What you are asked to do — Your task is to output the listing word for word, with pictures excluded.

[Entries with page source code]
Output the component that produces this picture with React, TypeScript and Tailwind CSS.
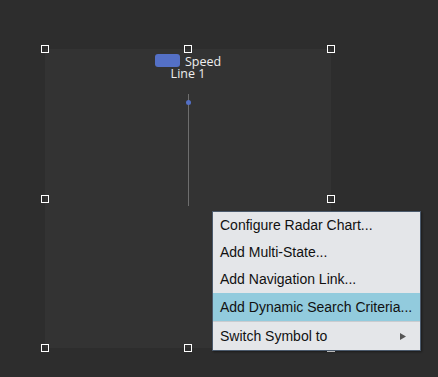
import React from 'react';

const Handle = ({ className }: { className: string }) => (
  <div className={`absolute w-2 h-2 border border-white bg-transparent ${className}`} />
);

const menuItems = [
  { label: 'Configure Radar Chart...', h: 'h-[27px]' },
  { label: 'Add Multi-State...', h: 'h-[27px]' },
  { label: 'Add Navigation Link...', h: 'h-[27px]' },
];

const App: React.FC = () => {
  return (
    <div className="relative w-[438px] h-[377px] bg-[#2d2d2d] overflow-hidden font-['Liberation_Sans',Arial,sans-serif]">
      {/* Widget on canvas */}
      <div className="absolute left-[45px] top-[49px] w-[286px] h-[299px] bg-[#333333]">
        <div className="flex flex-col items-center pt-[5px] font-['Open_Sans','Noto_Sans',sans-serif] text-[12.5px] leading-[12px] text-[#eeeeee]">
          <div className="flex items-center gap-[5px] h-[13px]">
            <div className="w-[25px] h-[13px] rounded-[3px] bg-[#5470c6]" />
            <span className="pt-[2px]">Speed</span>
          </div>
          <span className="pt-[1px]">Line 1</span>
          <div className="relative mt-[14px] w-px h-[112px] bg-[#6e6e6e]">
            <div className="absolute left-[-2px] top-[6px] w-[5px] h-[5px] rounded-full bg-[#5470c6]" />
          </div>
        </div>

        <Handle className="left-[-4px] top-[-4px]" />
        <Handle className="left-[139px] top-[-4px]" />
        <Handle className="left-[282px] top-[-4px]" />
        <Handle className="left-[-4px] top-[146px]" />
        <Handle className="left-[282px] top-[146px]" />
        <Handle className="left-[-4px] top-[295px]" />
        <Handle className="left-[139px] top-[295px]" />
        <Handle className="left-[282px] top-[295px]" />
      </div>

      {/* Context menu */}
      <div className="absolute left-[212px] top-[211px] w-[209px] flex flex-col bg-[#e4e6e9] border border-[#4b5a6c] shadow-[1px_1px_2px_rgba(0,0,0,0.4)] text-[14px] text-[#111111]">
        {menuItems.map((item) => (
          <div key={item.label} className={`${item.h} flex items-center px-[7px]`}>
            {item.label}
          </div>
        ))}
        <div className="h-[28px] flex items-center px-[7px] bg-[#92cbdd]">
          Add Dynamic Search Criteria...
        </div>
        <div className="h-px bg-[#c9ccd0]" />
        <div className="h-[28px] flex items-center justify-between px-[7px]">
          <span>Switch Symbol to</span>
          <svg width="6" height="7" viewBox="0 0 6 7" className="mr-[7px]">
            <polygon points="0,0 6,3.5 0,7" fill="#555555" />
          </svg>
        </div>
      </div>
    </div>
  );
};

export default App;
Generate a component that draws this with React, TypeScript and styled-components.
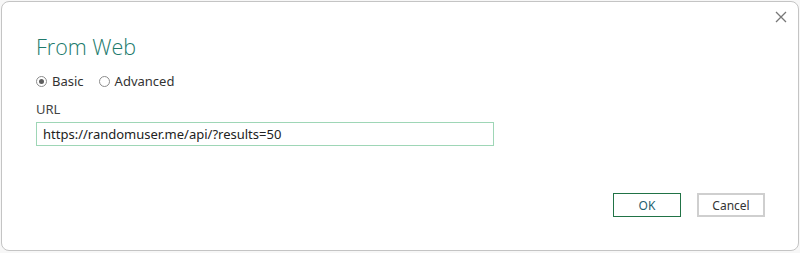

Output for this exercise —
Output the component that produces this picture with React, TypeScript and Tailwind CSS.
import React from 'react';

const Handle = ({ className }: { className: string }) => (
  <div className={`absolute w-2 h-2 border border-white bg-transparent ${className}`} />
);

const menuItems = [
  { label: 'Configure Radar Chart...', h: 'h-[27px]' },
  { label: 'Add Multi-State...', h: 'h-[27px]' },
  { label: 'Add Navigation Link...', h: 'h-[27px]' },
];

const App: React.FC = () => {
  return (
    <div className="relative w-[438px] h-[377px] bg-[#2d2d2d] overflow-hidden font-['Liberation_Sans',Arial,sans-serif]">
      {/* Widget on canvas */}
      <div className="absolute left-[45px] top-[49px] w-[286px] h-[299px] bg-[#333333]">
        <div className="flex flex-col items-center pt-[5px] font-['Open_Sans','Noto_Sans',sans-serif] text-[12.5px] leading-[12px] text-[#eeeeee]">
          <div className="flex items-center gap-[5px] h-[13px]">
            <div className="w-[25px] h-[13px] rounded-[3px] bg-[#5470c6]" />
            <span className="pt-[2px]">Speed</span>
          </div>
          <span className="pt-[1px]">Line 1</span>
          <div className="relative mt-[14px] w-px h-[112px] bg-[#6e6e6e]">
            <div className="absolute left-[-2px] top-[6px] w-[5px] h-[5px] rounded-full bg-[#5470c6]" />
          </div>
        </div>

        <Handle className="left-[-4px] top-[-4px]" />
        <Handle className="left-[139px] top-[-4px]" />
        <Handle className="left-[282px] top-[-4px]" />
        <Handle className="left-[-4px] top-[146px]" />
        <Handle className="left-[282px] top-[146px]" />
        <Handle className="left-[-4px] top-[295px]" />
        <Handle className="left-[139px] top-[295px]" />
        <Handle className="left-[282px] top-[295px]" />
      </div>

      {/* Context menu */}
      <div className="absolute left-[212px] top-[211px] w-[209px] flex flex-col bg-[#e4e6e9] border border-[#4b5a6c] shadow-[1px_1px_2px_rgba(0,0,0,0.4)] text-[14px] text-[#111111]">
        {menuItems.map((item) => (
          <div key={item.label} className={`${item.h} flex items-center px-[7px]`}>
            {item.label}
          </div>
        ))}
        <div className="h-[28px] flex items-center px-[7px] bg-[#92cbdd]">
          Add Dynamic Search Criteria...
        </div>
        <div className="h-px bg-[#c9ccd0]" />
        <div className="h-[28px] flex items-center justify-between px-[7px]">
          <span>Switch Symbol to</span>
          <svg width="6" height="7" viewBox="0 0 6 7" className="mr-[7px]">
            <polygon points="0,0 6,3.5 0,7" fill="#555555" />
          </svg>
        </div>
      </div>
    </div>
  );
};

export default App;
Generate a component that draws this with React, TypeScript and styled-components.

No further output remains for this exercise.